▸ **Set problem**
Copy out all the lines exactly. Omit pictures.

-=-=-

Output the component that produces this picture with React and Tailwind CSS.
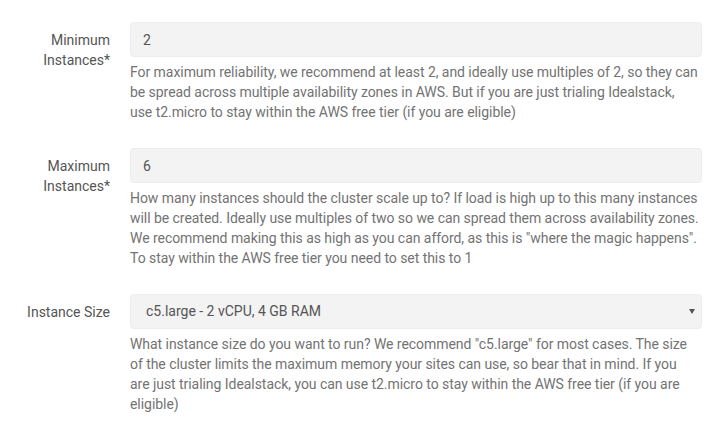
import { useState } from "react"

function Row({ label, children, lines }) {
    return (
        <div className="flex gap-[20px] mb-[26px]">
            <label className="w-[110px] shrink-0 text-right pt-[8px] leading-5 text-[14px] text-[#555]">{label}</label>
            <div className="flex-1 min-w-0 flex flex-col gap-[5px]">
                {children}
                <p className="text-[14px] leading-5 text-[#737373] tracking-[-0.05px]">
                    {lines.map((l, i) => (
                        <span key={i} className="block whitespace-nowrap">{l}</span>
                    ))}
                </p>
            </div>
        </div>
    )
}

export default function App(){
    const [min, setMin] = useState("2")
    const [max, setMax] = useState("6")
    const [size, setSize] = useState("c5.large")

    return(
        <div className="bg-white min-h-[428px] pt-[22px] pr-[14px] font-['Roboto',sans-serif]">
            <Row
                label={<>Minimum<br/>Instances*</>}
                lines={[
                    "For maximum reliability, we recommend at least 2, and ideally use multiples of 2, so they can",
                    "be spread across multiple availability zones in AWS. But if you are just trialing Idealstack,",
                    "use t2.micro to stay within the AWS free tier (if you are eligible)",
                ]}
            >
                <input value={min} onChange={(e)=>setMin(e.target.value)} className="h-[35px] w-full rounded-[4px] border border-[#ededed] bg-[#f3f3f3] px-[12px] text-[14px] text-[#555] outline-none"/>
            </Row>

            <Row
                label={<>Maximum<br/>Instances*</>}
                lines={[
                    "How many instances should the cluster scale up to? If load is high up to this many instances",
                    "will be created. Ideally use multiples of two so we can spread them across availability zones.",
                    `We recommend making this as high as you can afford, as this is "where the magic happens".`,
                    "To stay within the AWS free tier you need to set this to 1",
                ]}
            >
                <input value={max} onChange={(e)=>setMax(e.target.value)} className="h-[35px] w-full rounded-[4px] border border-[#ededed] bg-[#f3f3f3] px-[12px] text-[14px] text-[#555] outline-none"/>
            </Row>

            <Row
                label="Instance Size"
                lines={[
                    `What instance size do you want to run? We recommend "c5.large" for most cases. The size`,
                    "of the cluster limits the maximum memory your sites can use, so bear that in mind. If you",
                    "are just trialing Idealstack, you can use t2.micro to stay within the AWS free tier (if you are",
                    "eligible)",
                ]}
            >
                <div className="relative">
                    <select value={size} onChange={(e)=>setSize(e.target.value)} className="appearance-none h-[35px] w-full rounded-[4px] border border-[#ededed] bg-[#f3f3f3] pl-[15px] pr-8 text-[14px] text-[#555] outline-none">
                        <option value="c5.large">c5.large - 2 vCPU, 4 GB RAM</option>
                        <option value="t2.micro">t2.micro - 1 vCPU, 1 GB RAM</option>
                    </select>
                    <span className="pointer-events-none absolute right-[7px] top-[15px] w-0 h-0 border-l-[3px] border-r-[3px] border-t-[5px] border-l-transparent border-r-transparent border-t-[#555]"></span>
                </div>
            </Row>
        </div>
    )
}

-=-=-

▸ **Finished exercise**
Output the component that produces this picture with React and Tailwind CSS.
import { useState } from "react"

function Row({ label, children, lines }) {
    return (
        <div className="flex gap-[20px] mb-[26px]">
            <label className="w-[110px] shrink-0 text-right pt-[8px] leading-5 text-[14px] text-[#555]">{label}</label>
            <div className="flex-1 min-w-0 flex flex-col gap-[5px]">
                {children}
                <p className="text-[14px] leading-5 text-[#737373] tracking-[-0.05px]">
                    {lines.map((l, i) => (
                        <span key={i} className="block whitespace-nowrap">{l}</span>
                    ))}
                </p>
            </div>
        </div>
    )
}

export default function App(){
    const [min, setMin] = useState("2")
    const [max, setMax] = useState("6")
    const [size, setSize] = useState("c5.large")

    return(
        <div className="bg-white min-h-[428px] pt-[22px] pr-[14px] font-['Roboto',sans-serif]">
            <Row
                label={<>Minimum<br/>Instances*</>}
                lines={[
                    "For maximum reliability, we recommend at least 2, and ideally use multiples of 2, so they can",
                    "be spread across multiple availability zones in AWS. But if you are just trialing Idealstack,",
                    "use t2.micro to stay within the AWS free tier (if you are eligible)",
                ]}
            >
                <input value={min} onChange={(e)=>setMin(e.target.value)} className="h-[35px] w-full rounded-[4px] border border-[#ededed] bg-[#f3f3f3] px-[12px] text-[14px] text-[#555] outline-none"/>
            </Row>

            <Row
                label={<>Maximum<br/>Instances*</>}
                lines={[
                    "How many instances should the cluster scale up to? If load is high up to this many instances",
                    "will be created. Ideally use multiples of two so we can spread them across availability zones.",
                    `We recommend making this as high as you can afford, as this is "where the magic happens".`,
                    "To stay within the AWS free tier you need to set this to 1",
                ]}
            >
                <input value={max} onChange={(e)=>setMax(e.target.value)} className="h-[35px] w-full rounded-[4px] border border-[#ededed] bg-[#f3f3f3] px-[12px] text-[14px] text-[#555] outline-none"/>
            </Row>

            <Row
                label="Instance Size"
                lines={[
                    `What instance size do you want to run? We recommend "c5.large" for most cases. The size`,
                    "of the cluster limits the maximum memory your sites can use, so bear that in mind. If you",
                    "are just trialing Idealstack, you can use t2.micro to stay within the AWS free tier (if you are",
                    "eligible)",
                ]}
            >
                <div className="relative">
                    <select value={size} onChange={(e)=>setSize(e.target.value)} className="appearance-none h-[35px] w-full rounded-[4px] border border-[#ededed] bg-[#f3f3f3] pl-[15px] pr-8 text-[14px] text-[#555] outline-none">
                        <option value="c5.large">c5.large - 2 vCPU, 4 GB RAM</option>
                        <option value="t2.micro">t2.micro - 1 vCPU, 1 GB RAM</option>
                    </select>
                    <span className="pointer-events-none absolute right-[7px] top-[15px] w-0 h-0 border-l-[3px] border-r-[3px] border-t-[5px] border-l-transparent border-r-transparent border-t-[#555]"></span>
                </div>
            </Row>
        </div>
    )
}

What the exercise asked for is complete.